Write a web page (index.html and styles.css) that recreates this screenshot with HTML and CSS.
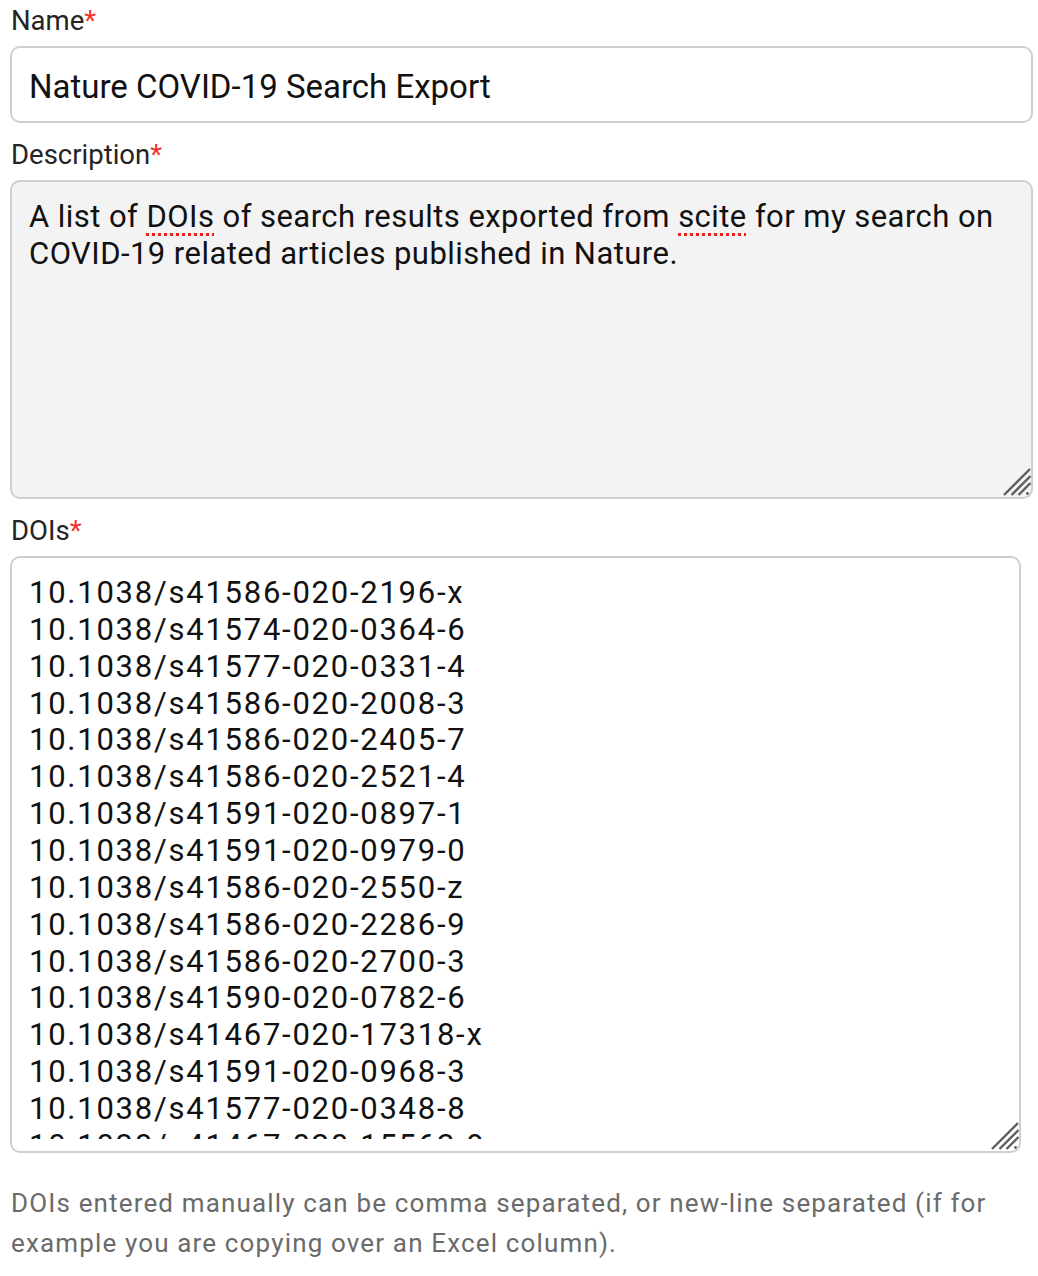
FILE: index.html
```html
<!DOCTYPE html>
<html>
<head>
<meta charset="utf-8">
<link rel="stylesheet" href="styles.css">
</head>
<body>
<form class="form">
  <div class="field">
    <label class="label">Name<span class="req">*</span></label>
    <input class="input" type="text" value="Nature COVID-19 Search Export" spellcheck="false">
  </div>
  <div class="field">
    <label class="label">Description<span class="req">*</span></label>
    <div class="area-wrap wrap-desc">
      <div class="area area-desc">A list of <span class="typo">DOIs</span> of search results exported from <span class="typo">scite</span> for my search on COVID-19 related articles published in Nature.</div>
      <svg class="grip" width="30" height="30" viewBox="0 0 30 30" aria-hidden="true">
        <path d="M28 1 L2 27 M28.5 8 L9.5 27 M28.5 15 L16.5 27" stroke="#5e5e5e" stroke-width="2.4" stroke-linecap="butt" fill="none"/>
        <circle cx="25.5" cy="25.5" r="1.4" fill="#5e5e5e"/>
      </svg>
    </div>
  </div>
  <div class="field">
    <label class="label">DOIs<span class="req">*</span></label>
    <div class="area-wrap wrap-dois">
      <textarea class="area-dois" spellcheck="false">10.1038/s41586-020-2196-x
10.1038/s41574-020-0364-6
10.1038/s41577-020-0331-4
10.1038/s41586-020-2008-3
10.1038/s41586-020-2405-7
10.1038/s41586-020-2521-4
10.1038/s41591-020-0897-1
10.1038/s41591-020-0979-0
10.1038/s41586-020-2550-z
10.1038/s41586-020-2286-9
10.1038/s41586-020-2700-3
10.1038/s41590-020-0782-6
10.1038/s41467-020-17318-x
10.1038/s41591-020-0968-3
10.1038/s41577-020-0348-8
10.1038/s41467-020-15562-9
10.1038/s41586-020-2012-7</textarea>
      <svg class="grip" width="30" height="30" viewBox="0 0 30 30" aria-hidden="true">
        <path d="M28 1 L2 27 M28.5 8 L9.5 27 M28.5 15 L16.5 27" stroke="#5e5e5e" stroke-width="2.4" stroke-linecap="butt" fill="none"/>
        <circle cx="25.5" cy="25.5" r="1.4" fill="#5e5e5e"/>
      </svg>
    </div>
  </div>
  <p class="help">DOIs entered manually can be comma separated, or new-line separated (if for example you are copying over an Excel column).</p>
</form>
</body>
</html>
```

FILE: styles.css
```css
html, body {
  margin: 0;
  padding: 0;
  background: #ffffff;
}
body {
  font-family: Roboto, "Noto Sans", sans-serif;
  color: #161616;
}
.form {
  width: 1023px;
  padding: 0 5px 0 10px;
  display: flex;
  flex-direction: column;
}
.field {
  display: flex;
  flex-direction: column;
}
.label {
  font-size: 27.5px;
  line-height: 38px;
  color: #242424;
  margin: 0 0 6px 0;
  padding: 2px 0 0 1px;
}
.field + .field .label {
  margin-top: 11px;
}
.req {
  color: #f0322b;
}
.input {
  box-sizing: border-box;
  width: 1023px;
  height: 77px;
  margin: 0;
  border: 2px solid #cfcfcf;
  border-radius: 10px;
  padding: 4px 17px 0;
  font-family: Roboto, "Noto Sans", sans-serif;
  font-size: 33px;
  color: #111111;
  background: #ffffff;
  outline: none;
}
.area-wrap {
  position: relative;
  box-sizing: border-box;
  border: 2px solid #cfcfcf;
  border-radius: 10px;
}
.wrap-desc {
  width: 1023px;
  height: 319px;
  background: #f3f3f3;
}
.wrap-dois {
  width: 1011px;
  height: 597px;
  padding-bottom: 12px;
  background: #ffffff;
}
.area {
  box-sizing: border-box;
  height: 100%;
  padding: 17px;
  font-size: 31px;
  line-height: 36.86px;
  color: #111111;
  letter-spacing: 0.45px;
  overflow: hidden;
}
.area-dois {
  box-sizing: border-box;
  display: block;
  width: 100%;
  height: 100%;
  margin: 0;
  border: none;
  border-radius: 10px 10px 0 0;
  padding: 17px 17px 0;
  font-family: Roboto, "Noto Sans", sans-serif;
  font-size: 31px;
  line-height: 36.86px;
  letter-spacing: 1.75px;
  color: #111111;
  background: transparent;
  resize: none;
  overflow: hidden;
  outline: none;
}
.grip {
  position: absolute;
  right: -1px;
  bottom: -1px;
  pointer-events: none;
}
.typo {
  text-decoration: underline dotted #e8201a;
  text-decoration-thickness: 3px;
  text-underline-offset: 6px;
}
.help {
  margin: 30px 0 0 1px;
  font-size: 26px;
  line-height: 40px;
  letter-spacing: 1.15px;
  color: #6a6a6a;
}
```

·····

Work to be completed →
Leave the pictures out and output the rest of the listing exactly.

Solution →
Write a web page (index.html and styles.css) that recreates this screenshot with HTML and CSS.
FILE: index.html
```html
<!DOCTYPE html>
<html>
<head>
<meta charset="utf-8">
<link rel="stylesheet" href="styles.css">
</head>
<body>
<form class="form">
  <div class="field">
    <label class="label">Name<span class="req">*</span></label>
    <input class="input" type="text" value="Nature COVID-19 Search Export" spellcheck="false">
  </div>
  <div class="field">
    <label class="label">Description<span class="req">*</span></label>
    <div class="area-wrap wrap-desc">
      <div class="area area-desc">A list of <span class="typo">DOIs</span> of search results exported from <span class="typo">scite</span> for my search on COVID-19 related articles published in Nature.</div>
      <svg class="grip" width="30" height="30" viewBox="0 0 30 30" aria-hidden="true">
        <path d="M28 1 L2 27 M28.5 8 L9.5 27 M28.5 15 L16.5 27" stroke="#5e5e5e" stroke-width="2.4" stroke-linecap="butt" fill="none"/>
        <circle cx="25.5" cy="25.5" r="1.4" fill="#5e5e5e"/>
      </svg>
    </div>
  </div>
  <div class="field">
    <label class="label">DOIs<span class="req">*</span></label>
    <div class="area-wrap wrap-dois">
      <textarea class="area-dois" spellcheck="false">10.1038/s41586-020-2196-x
10.1038/s41574-020-0364-6
10.1038/s41577-020-0331-4
10.1038/s41586-020-2008-3
10.1038/s41586-020-2405-7
10.1038/s41586-020-2521-4
10.1038/s41591-020-0897-1
10.1038/s41591-020-0979-0
10.1038/s41586-020-2550-z
10.1038/s41586-020-2286-9
10.1038/s41586-020-2700-3
10.1038/s41590-020-0782-6
10.1038/s41467-020-17318-x
10.1038/s41591-020-0968-3
10.1038/s41577-020-0348-8
10.1038/s41467-020-15562-9
10.1038/s41586-020-2012-7</textarea>
      <svg class="grip" width="30" height="30" viewBox="0 0 30 30" aria-hidden="true">
        <path d="M28 1 L2 27 M28.5 8 L9.5 27 M28.5 15 L16.5 27" stroke="#5e5e5e" stroke-width="2.4" stroke-linecap="butt" fill="none"/>
        <circle cx="25.5" cy="25.5" r="1.4" fill="#5e5e5e"/>
      </svg>
    </div>
  </div>
  <p class="help">DOIs entered manually can be comma separated, or new-line separated (if for example you are copying over an Excel column).</p>
</form>
</body>
</html>
```

FILE: styles.css
```css
html, body {
  margin: 0;
  padding: 0;
  background: #ffffff;
}
body {
  font-family: Roboto, "Noto Sans", sans-serif;
  color: #161616;
}
.form {
  width: 1023px;
  padding: 0 5px 0 10px;
  display: flex;
  flex-direction: column;
}
.field {
  display: flex;
  flex-direction: column;
}
.label {
  font-size: 27.5px;
  line-height: 38px;
  color: #242424;
  margin: 0 0 6px 0;
  padding: 2px 0 0 1px;
}
.field + .field .label {
  margin-top: 11px;
}
.req {
  color: #f0322b;
}
.input {
  box-sizing: border-box;
  width: 1023px;
  height: 77px;
  margin: 0;
  border: 2px solid #cfcfcf;
  border-radius: 10px;
  padding: 4px 17px 0;
  font-family: Roboto, "Noto Sans", sans-serif;
  font-size: 33px;
  color: #111111;
  background: #ffffff;
  outline: none;
}
.area-wrap {
  position: relative;
  box-sizing: border-box;
  border: 2px solid #cfcfcf;
  border-radius: 10px;
}
.wrap-desc {
  width: 1023px;
  height: 319px;
  background: #f3f3f3;
}
.wrap-dois {
  width: 1011px;
  height: 597px;
  padding-bottom: 12px;
  background: #ffffff;
}
.area {
  box-sizing: border-box;
  height: 100%;
  padding: 17px;
  font-size: 31px;
  line-height: 36.86px;
  color: #111111;
  letter-spacing: 0.45px;
  overflow: hidden;
}
.area-dois {
  box-sizing: border-box;
  display: block;
  width: 100%;
  height: 100%;
  margin: 0;
  border: none;
  border-radius: 10px 10px 0 0;
  padding: 17px 17px 0;
  font-family: Roboto, "Noto Sans", sans-serif;
  font-size: 31px;
  line-height: 36.86px;
  letter-spacing: 1.75px;
  color: #111111;
  background: transparent;
  resize: none;
  overflow: hidden;
  outline: none;
}
.grip {
  position: absolute;
  right: -1px;
  bottom: -1px;
  pointer-events: none;
}
.typo {
  text-decoration: underline dotted #e8201a;
  text-decoration-thickness: 3px;
  text-underline-offset: 6px;
}
.help {
  margin: 30px 0 0 1px;
  font-size: 26px;
  line-height: 40px;
  letter-spacing: 1.15px;
  color: #6a6a6a;
}
```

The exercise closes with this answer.